This week was a particularly eventful. In the beginning of the week, the VFX/ Animation Summit had commenced. It provided an opportunity to shake hands and establish a relationship with many investors, agents, creative management, and hear some of the ( UH OH!!) legalities. There is a lot of coverage on the purchase of Lucas film, but how does this relate to the summit?
The VFX Summit Keynote, on Monday, started with a presentation form Scott Ross. It was a great starting point for anyone swimming the seas of creative based content. Scott’s presentation always starts a great dialogue of mixed emotions as he speaks about the truths and state of the visual effects industry. Paraphrasing Scott “ The effects houses are being called upon to bid on a process and product with no real blue print”.These conversations always lead to the basic argument, We want the best product for the cheapest price.. Great vfx companies do not come by the dozens, and in a vfx influenced product, it serves everyone to have a product the consumers crave. He went on to present a listing of some of the top grossing films of the year, and effect companies had no residuals based off the success from these films. Most vfx films which have moved away from big name talent are still pulling major box office. There are the companies which have figured out the formula to success through their own IP. Pixar a company which started out doing commercials and are know for Renderman software, quickly found success through their own properties. In addition, break out hits like The Host, grew from a word of mouth review. On a personally note I recommend the Host if you haven’t checked it out.
After reading the first paragraph, you may ask “ well how does this relate to the Disney purchase of Lucas film”. In the Dream works panel, the question of opportunity was bought up about vfx and animation. The director, through no fault of his own, responded how he thought the opportunity in animation was great, due to the number of films and content being released this year. It was a statement which legitimized Scott’s observation of IP vs under the bidding a process which is unfortunately the process of a number of vfx companies. I would be remiss to not mention Indie vfx companies, which have adopted a business practice to ensure that they do not under bid themselves into oblivion, such as Arc productions, Zoic studios, Scanline VFX, and Studio Atomic.
As of this moment one of the largest vfx houses, and among the most ground breaking Lucas film has been acquired by Disney. At the moment no one can tell if this is a good thing or bad thing, time will reveal all. Disney has acquired Dream Quest in the past, and later merged the company into to the Secret Lab.
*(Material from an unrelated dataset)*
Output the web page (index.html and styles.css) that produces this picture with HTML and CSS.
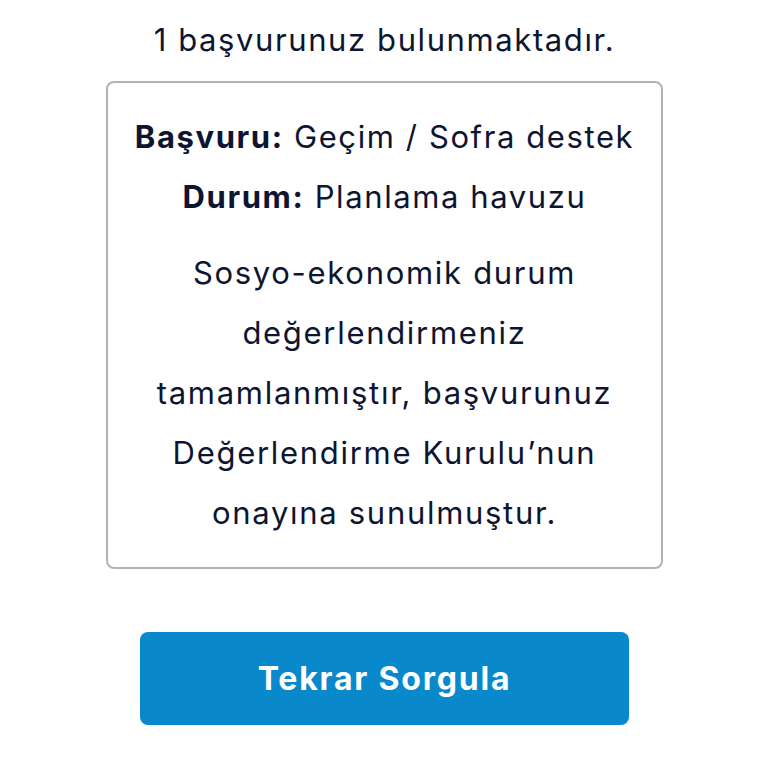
FILE: index.html
```html
<!DOCTYPE html>
<html lang="tr">
<head>
<meta charset="utf-8">
<link rel="stylesheet" href="styles.css">
</head>
<body>
<main class="page">
  <p class="count">1 başvurunuz bulunmaktadır.</p>
  <section class="card">
    <p class="row"><strong>Başvuru:</strong> Geçim / Sofra destek</p>
    <p class="row"><strong>Durum:</strong> Planlama havuzu</p>
    <p class="desc">Sosyo-ekonomik durum<br>değerlendirmeniz<br>tamamlanmıştır, başvurunuz<br>Değerlendirme Kurulu’nun<br>onayına sunulmuştur.</p>
  </section>
  <button class="btn">Tekrar Sorgula</button>
</main>
</body>
</html>
```

FILE: styles.css
```css
html, body {
  margin: 0;
  padding: 0;
  background: #ffffff;
}
.page {
  display: flex;
  flex-direction: column;
  align-items: center;
  font-family: "Inter", "Noto Sans", sans-serif;
  color: #0d1531;
  padding-left: 1px;
}
.count {
  margin: 18px 0 0;
  font-size: 31px;
  line-height: 44px;
  letter-spacing: 1.6px;
}
.card {
  margin-top: 19px;
  width: 553px;
  border: 2px solid #b3b3b3;
  border-radius: 8px;
  padding: 24px 0;
  text-align: center;
}
.row {
  margin: 0;
  font-size: 31px;
  line-height: 60px;
  letter-spacing: 1.6px;
}
.row strong {
  font-weight: 700;
}
.desc {
  margin: 16px 0 0;
  font-size: 31px;
  line-height: 60px;
  letter-spacing: 1.7px;
}
.btn {
  margin-top: 63px;
  width: 489px;
  height: 93px;
  border: none;
  border-radius: 8px;
  background: #0988cb;
  color: #ffffff;
  font-family: "Inter", "Noto Sans", sans-serif;
  font-weight: 700;
  font-size: 32px;
  letter-spacing: 1.8px;
}
```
These companies no longer exist. Could this spell the end for ILM in the distant future and/or could this spell opportunity for every mid to small company in the industry? Could this spell a major hit for every mid and small vfx house?. Disney now has it’s own company to initially start it’s vfx process just like Sony. This spells a huge shift in the vfx environment, with another major conglomerate with their own vfx house, where does that leave the rest of everyone. Time will now tell where the opportunities will fall, because the pie has been re-divided up.